Web page code records

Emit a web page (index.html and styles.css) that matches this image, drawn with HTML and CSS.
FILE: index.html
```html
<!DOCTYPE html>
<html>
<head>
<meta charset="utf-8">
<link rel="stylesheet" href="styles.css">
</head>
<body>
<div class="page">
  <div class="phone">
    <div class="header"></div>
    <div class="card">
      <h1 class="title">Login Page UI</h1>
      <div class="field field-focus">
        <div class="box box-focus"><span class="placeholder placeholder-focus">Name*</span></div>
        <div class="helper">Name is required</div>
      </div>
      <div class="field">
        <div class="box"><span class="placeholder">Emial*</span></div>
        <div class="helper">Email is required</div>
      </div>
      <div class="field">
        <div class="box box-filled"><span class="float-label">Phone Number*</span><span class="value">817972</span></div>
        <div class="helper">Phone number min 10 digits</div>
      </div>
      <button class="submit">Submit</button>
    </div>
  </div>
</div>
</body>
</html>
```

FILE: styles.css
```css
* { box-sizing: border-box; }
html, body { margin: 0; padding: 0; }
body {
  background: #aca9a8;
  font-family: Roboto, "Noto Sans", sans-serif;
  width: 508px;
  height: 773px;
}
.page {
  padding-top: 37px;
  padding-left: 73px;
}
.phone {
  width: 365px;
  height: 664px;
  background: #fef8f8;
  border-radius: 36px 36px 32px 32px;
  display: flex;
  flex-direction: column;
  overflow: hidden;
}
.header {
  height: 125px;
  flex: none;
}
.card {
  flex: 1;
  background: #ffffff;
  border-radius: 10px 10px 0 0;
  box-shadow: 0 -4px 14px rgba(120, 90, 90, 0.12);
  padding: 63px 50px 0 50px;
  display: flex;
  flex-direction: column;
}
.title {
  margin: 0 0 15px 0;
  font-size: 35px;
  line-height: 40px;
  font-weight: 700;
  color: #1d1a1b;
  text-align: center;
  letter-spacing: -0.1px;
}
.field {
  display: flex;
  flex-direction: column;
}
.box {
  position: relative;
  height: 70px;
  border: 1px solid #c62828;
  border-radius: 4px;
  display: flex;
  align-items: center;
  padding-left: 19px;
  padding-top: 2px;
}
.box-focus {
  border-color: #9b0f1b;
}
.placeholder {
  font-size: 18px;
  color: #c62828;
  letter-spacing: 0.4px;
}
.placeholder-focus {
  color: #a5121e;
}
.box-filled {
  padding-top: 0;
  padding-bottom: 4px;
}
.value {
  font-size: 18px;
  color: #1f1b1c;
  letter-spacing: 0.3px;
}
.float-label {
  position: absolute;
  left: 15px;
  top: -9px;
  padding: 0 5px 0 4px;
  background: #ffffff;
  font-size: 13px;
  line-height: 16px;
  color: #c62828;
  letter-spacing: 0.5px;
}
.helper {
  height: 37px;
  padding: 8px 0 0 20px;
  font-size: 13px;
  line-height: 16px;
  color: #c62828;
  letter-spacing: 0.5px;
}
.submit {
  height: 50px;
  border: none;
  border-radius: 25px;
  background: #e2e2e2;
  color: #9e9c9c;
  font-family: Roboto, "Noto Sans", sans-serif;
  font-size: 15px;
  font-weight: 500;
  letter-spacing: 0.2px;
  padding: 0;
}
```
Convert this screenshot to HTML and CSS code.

(WHAT TO WORK ON) All of the records must be repeated exactly.

(RESPONSE)
Emit a web page (index.html and styles.css) that matches this image, drawn with HTML and CSS.
FILE: index.html
```html
<!DOCTYPE html>
<html>
<head>
<meta charset="utf-8">
<link rel="stylesheet" href="styles.css">
</head>
<body>
<div class="page">
  <div class="phone">
    <div class="header"></div>
    <div class="card">
      <h1 class="title">Login Page UI</h1>
      <div class="field field-focus">
        <div class="box box-focus"><span class="placeholder placeholder-focus">Name*</span></div>
        <div class="helper">Name is required</div>
      </div>
      <div class="field">
        <div class="box"><span class="placeholder">Emial*</span></div>
        <div class="helper">Email is required</div>
      </div>
      <div class="field">
        <div class="box box-filled"><span class="float-label">Phone Number*</span><span class="value">817972</span></div>
        <div class="helper">Phone number min 10 digits</div>
      </div>
      <button class="submit">Submit</button>
    </div>
  </div>
</div>
</body>
</html>
```

FILE: styles.css
```css
* { box-sizing: border-box; }
html, body { margin: 0; padding: 0; }
body {
  background: #aca9a8;
  font-family: Roboto, "Noto Sans", sans-serif;
  width: 508px;
  height: 773px;
}
.page {
  padding-top: 37px;
  padding-left: 73px;
}
.phone {
  width: 365px;
  height: 664px;
  background: #fef8f8;
  border-radius: 36px 36px 32px 32px;
  display: flex;
  flex-direction: column;
  overflow: hidden;
}
.header {
  height: 125px;
  flex: none;
}
.card {
  flex: 1;
  background: #ffffff;
  border-radius: 10px 10px 0 0;
  box-shadow: 0 -4px 14px rgba(120, 90, 90, 0.12);
  padding: 63px 50px 0 50px;
  display: flex;
  flex-direction: column;
}
.title {
  margin: 0 0 15px 0;
  font-size: 35px;
  line-height: 40px;
  font-weight: 700;
  color: #1d1a1b;
  text-align: center;
  letter-spacing: -0.1px;
}
.field {
  display: flex;
  flex-direction: column;
}
.box {
  position: relative;
  height: 70px;
  border: 1px solid #c62828;
  border-radius: 4px;
  display: flex;
  align-items: center;
  padding-left: 19px;
  padding-top: 2px;
}
.box-focus {
  border-color: #9b0f1b;
}
.placeholder {
  font-size: 18px;
  color: #c62828;
  letter-spacing: 0.4px;
}
.placeholder-focus {
  color: #a5121e;
}
.box-filled {
  padding-top: 0;
  padding-bottom: 4px;
}
.value {
  font-size: 18px;
  color: #1f1b1c;
  letter-spacing: 0.3px;
}
.float-label {
  position: absolute;
  left: 15px;
  top: -9px;
  padding: 0 5px 0 4px;
  background: #ffffff;
  font-size: 13px;
  line-height: 16px;
  color: #c62828;
  letter-spacing: 0.5px;
}
.helper {
  height: 37px;
  padding: 8px 0 0 20px;
  font-size: 13px;
  line-height: 16px;
  color: #c62828;
  letter-spacing: 0.5px;
}
.submit {
  height: 50px;
  border: none;
  border-radius: 25px;
  background: #e2e2e2;
  color: #9e9c9c;
  font-family: Roboto, "Noto Sans", sans-serif;
  font-size: 15px;
  font-weight: 500;
  letter-spacing: 0.2px;
  padding: 0;
}
```
Convert this screenshot to HTML and CSS code.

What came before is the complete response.